Defining and presenting a measure of operations, including changes to the presentation of the Statement of Activities. The Board tentatively decided to define an intermediate operating measure on the basis of two key dimensions:

  1. A mission dimension. This would be based on whether resources are related to the NFP's primary mission. Items such as proceeds from investing activities would not be included in operations, unless the NFP's primary mission was to generate return on investments.
  2. An availability dimension. This would be based on whether resources are available for current period activities and would reflect both external limitations and internal actions of an NFP's governing board.

In addition, the Board tentatively decided to support a statement of activities format that would present all legally available mission-related revenues on a gross basis. Amounts designated by the governing board for use in future periods would then be shown as reductions. In addition, the presentation would include amounts of previously unavailable resources that the governing board made available for use in the current period.

The Board has not yet decided whether the presentation of an intermediate operating measure would be required, permitted, or encouraged.
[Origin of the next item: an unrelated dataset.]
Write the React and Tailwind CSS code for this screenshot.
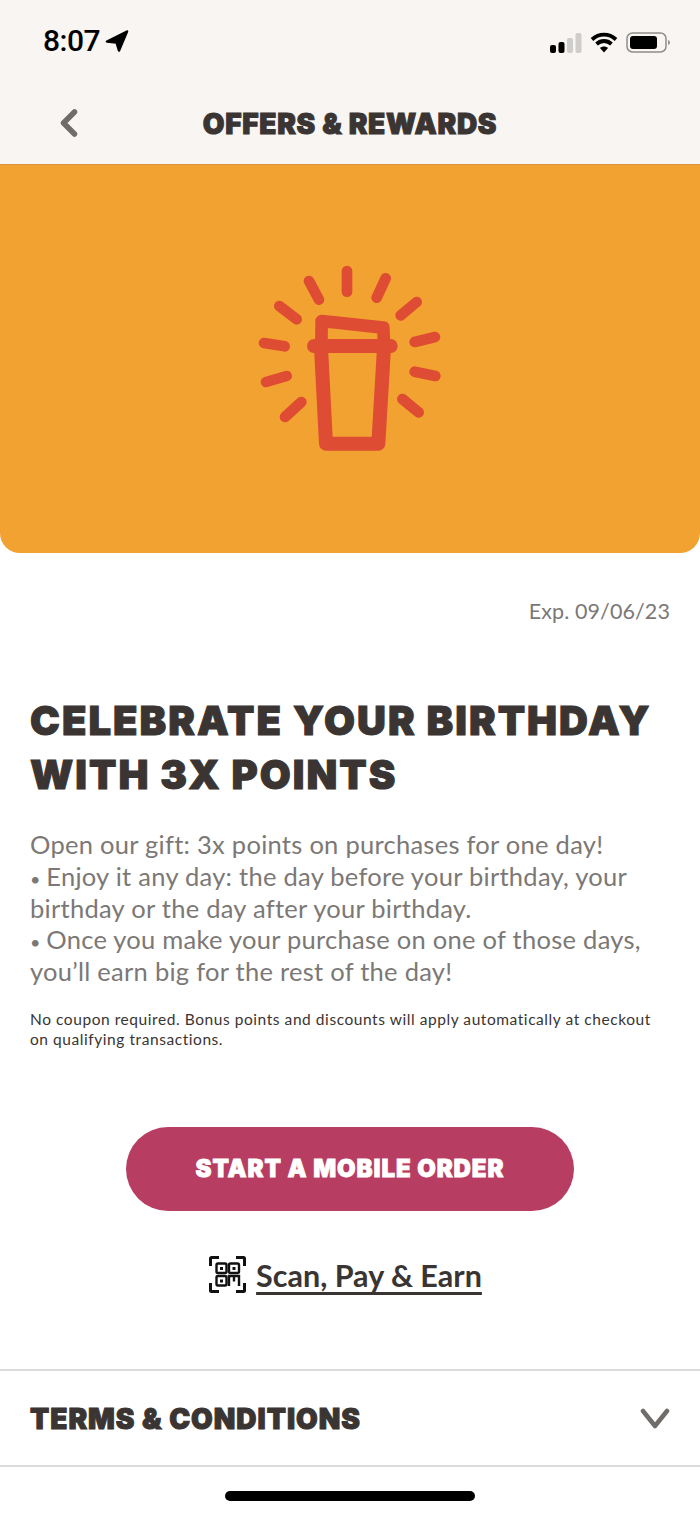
const DISPLAY = "font-['Inter',sans-serif] font-black";

function StatusBar() {
  return (
    <div className="h-[82px] flex items-start justify-between pt-[25px] pl-[43px] pr-[29px]">
      <div className="flex items-center gap-[5px]">
        <span className="font-['Roboto',sans-serif] font-medium text-[30px] leading-[32px] tracking-[-0.5px] text-black">8:07</span>
        <svg width="24" height="22" viewBox="0 0 24 22" fill="#000">
          <path d="M22 1.500 2 11.500l9.500 1L14 20.500z" stroke="#000" strokeWidth="2.500" strokeLinejoin="round" />
        </svg>
      </div>
      <div className="flex items-center pt-[7px]">
        <svg width="32" height="20" viewBox="0 0 32 20">
          <rect x="0" y="12" width="6" height="8" rx="2" fill="#000" />
          <rect x="8.500" y="9" width="6" height="11" rx="2" fill="#000" />
          <rect x="17" y="5" width="6" height="15" rx="2" fill="#cfcdcb" />
          <rect x="25.500" y="0" width="6" height="20" rx="2" fill="#cfcdcb" />
        </svg>
        <svg width="28" height="21" viewBox="0 0 28 21" fill="none" stroke="#000" strokeWidth="3.800" className="ml-[8px]">
          <path d="M2 7.500C9 1 19 1 26 7.500" />
          <path d="M6.500 12C11 8 17 8 21.500 12" />
          <path d="M14 20.500 10 16c2.200-2 5.800-2 8 0z" fill="#000" stroke="none" />
        </svg>
        <svg width="45" height="21" viewBox="0 0 45 21" fill="none" className="ml-[8px]">
          <rect x="1" y="1" width="39" height="19" rx="5.500" stroke="#8f8d8b" strokeWidth="1.500" />
          <rect x="4" y="4" width="27" height="13" rx="3" fill="#000" />
          <path d="M42 8c1.500.5 2 1.400 2 2.500s-.5 2-2 2.500z" fill="#9a9896" />
        </svg>
      </div>
    </div>
  );
}

function NavBar() {
  return (
    <div className="h-[82px] grid grid-cols-[1fr_auto_1fr] items-center">
      <div className="pl-[60px] pb-[1px]">
        <svg width="18" height="28" viewBox="0 0 18 28" fill="none" stroke="#6f6c69" strokeWidth="5.500" strokeLinecap="round" strokeLinejoin="round">
          <path d="M14.500 3 3.500 14l11 11" />
        </svg>
      </div>
      <h1 className={`${DISPLAY} text-[28px] leading-[34px] tracking-[0.7px] text-[#3a3432] [-webkit-text-stroke:1px_#3a3432] pt-[1px]`}>
        OFFERS &amp; REWARDS
      </h1>
      <div />
    </div>
  );
}

function CupIcon() {
  const rays = [
    [321, 60, 321, 122],
    [207, 90, 237, 146],
    [437, 82, 410, 140],
    [118, 165, 170, 205],
    [530, 153, 482, 193],
    [72, 276, 134, 286],
    [585, 258, 524, 273],
    [78, 393, 140, 375],
    [586, 375, 524, 362],
    [135, 498, 184, 453],
    [536, 484, 487, 444],
  ];
  return (
    <svg width="220" height="210" viewBox="0 0 660 630" fill="none" stroke="#dd4c33" strokeLinecap="round" strokeLinejoin="round">
      {rays.map((r, i) => (
        <line key={i} x1={r[0]} y1={r[1]} x2={r[2]} y2={r[3]} strokeWidth="32" />
      ))}
      <path d="M245 210 430 230 432 285H244Z" strokeWidth="38" />
      <path d="M222 285H452" strokeWidth="42" />
      <path d="M243 290 258 578H415L432 290" strokeWidth="42" />
    </svg>
  );
}

function QrIcon() {
  return (
    <svg width="37" height="37" viewBox="0 0 37 37" fill="none" stroke="#111" strokeWidth="2.400">
      <path d="M1.500 10V2.500a1 1 0 0 1 1-1H10M27 1.500h7.500a1 1 0 0 1 1 1V10M1.500 27v7.500a1 1 0 0 0 1 1H10M27 35.500h7.500a1 1 0 0 0 1-1V27" strokeWidth="3" />
      <rect x="7.500" y="7.500" width="10" height="9.500" rx="1.500" />
      <rect x="20" y="7.500" width="10" height="9.500" rx="1.500" />
      <rect x="7.500" y="20" width="10" height="9.500" rx="1.500" />
      <path d="M20 30v-10h5v5.500M30 30v-10h-5" />
      <rect x="11" y="11" width="3" height="3" fill="#111" stroke="none" />
      <rect x="23.500" y="11" width="3" height="3" fill="#111" stroke="none" />
      <rect x="11" y="23.500" width="3" height="3" fill="#111" stroke="none" />
    </svg>
  );
}

export default function App() {
  return (
    <div className="w-[700px] h-[1516px] bg-white overflow-hidden font-['Lato',sans-serif] flex flex-col">
      <header className="bg-[#f8f5f2] h-[164px] shrink-0">
        <StatusBar />
        <NavBar />
      </header>
      <div className="h-[389px] shrink-0 bg-[#f2a230] border-t border-[#d6953a] rounded-b-[20px] flex items-center justify-center pb-[7px]">
        <CupIcon />
      </div>

      <p className="mt-[44px] pr-[30px] text-right text-[21.500px] leading-[28px] tracking-[0.1px] text-[#7b7876]">Exp. 09/06/23</p>

      <div className="px-[30px] mt-[69px]">
        <h2 className={`${DISPLAY} text-[40px] leading-[54px] tracking-[2px] whitespace-nowrap text-[#3a3432] [-webkit-text-stroke:1px_#3a3432]`}>
          CELEBRATE YOUR BIRTHDAY
          <br />
          WITH 3X POINTS
        </h2>
        <p className="mt-[27px] text-[25.500px] leading-[31.800px] tracking-[0.27px] text-[#7b7876]">
          Open our gift: 3x points on purchases for one day!
          <br /><span className="text-[18px] leading-none tracking-[-1px]">•</span> Enjoy it any day: the day before your birthday, your
          <br />birthday or the day after your birthday.
          <br /><span className="text-[18px] leading-none tracking-[-1px]">•</span> Once you make your purchase on one of those days,
          <br />you’ll earn big for the rest of the day!
        </p>
        <p className="mt-[21px] text-[15.500px] leading-[20px] tracking-[0.56px] whitespace-nowrap text-[#3a3432]">
          No coupon required. Bonus points and discounts will apply automatically at checkout
          <br />on qualifying transactions.
        </p>
      </div>

      <div className="mt-[78px] flex justify-center">
        <button className={`${DISPLAY} w-[448px] h-[84px] rounded-full bg-[#b83d62] text-white text-[24px] tracking-[0.9px] [-webkit-text-stroke:0.8px_#fff]`}>
          START A MOBILE ORDER
        </button>
      </div>

      <div className="mt-[45px] flex items-center justify-center gap-[10px] pr-[9px]">
        <QrIcon />
        <a className="font-bold text-[30.500px] leading-[38px] text-[#3a3432] underline decoration-[2.500px] underline-offset-[5px]">
          Scan, Pay &amp; Earn
        </a>
      </div>

      <div className="mt-[75px] h-[98px] border-y-2 border-[#dcdbd9] flex items-center justify-between pt-[2px] pl-[30px] pr-[30px]">
        <span className={`${DISPLAY} text-[28px] tracking-[1px] text-[#3a3432] [-webkit-text-stroke:1px_#3a3432]`}>
          TERMS &amp; CONDITIONS
        </span>
        <svg width="30" height="22" viewBox="0 0 30 22" fill="none" stroke="#6f6c69" strokeWidth="4.500" strokeLinecap="round" strokeLinejoin="round">
          <path d="M3 3 15 18 27 3" />
        </svg>
      </div>

      <div className="mt-[24px] self-center w-[250px] h-[10px] rounded-full bg-black" />
    </div>
  );
}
Revisiting the current net assets classes. The Board tentatively decided to replace the three classes of net assets currently required with two classes of net assets: those with donor-imposed restrictions and those without. This would essentially remove the hard-line distinction between temporary restrictions and permanent restrictions. NFPs would be required to describe differences, focusing on both how and when the resources can be used.

NFPs would also be required to disclose information about the amount and purposes of board designations of net assets without donor-imposed restrictions. Clarifying spending availability will become an important disclosure for colleges and universities.

Presentation of the Statement of Cash Flows. The Board tentatively decided to require NFPs to present cash flows from operating activities using the direct method and to remove the requirement to provide a reconciliation using the indirect method. In the Board's view, cash flows presented using the direct method were easier to understand and more meaningful to management, boards, and other users of NFP financial statements.

For similar reasons, the Board also tentatively decided to realign the classification of certain elements in the cash flow statement, including:

  • Interest and dividends received as investing cash flows, rather than operating
  • Interest paid as financing cash flows, rather than operating
  • Gifts for and purchases of fixed assets as operating cash flows, rather than financing/investing

What's Next?

How best to address liquidity within the financial statements remains on the Board's agenda. Although preliminary discussions have included the requirement to present a classified balance sheet and the segregation of assets that are restricted by donor, law, or designation by an NFP's board, the Board has not made tentative decisions on this topic.

Also on the table is the statement of functional expenses. Currently, only voluntary health and welfare organizations must provide this statement. The Board will consider whether to extend that requirement to a larger group of NFPs—principally, those deriving a significant portion of their revenue and support in the form of contributions from the general public. This requirement would likely not apply to higher education institutions, where the majority of revenue comes from tuition, grants and contracts, and returns on endowment assets.

NACUBO staff and members of its Accounting Principles Council will be in close contact with FASB staff as they continue advising the Board on this project. NACUBO will enhance its accounting webpage to provide greater project details and gather membership feedback in preparation for an industry response to proposed changes when an exposure draft is issued for comment.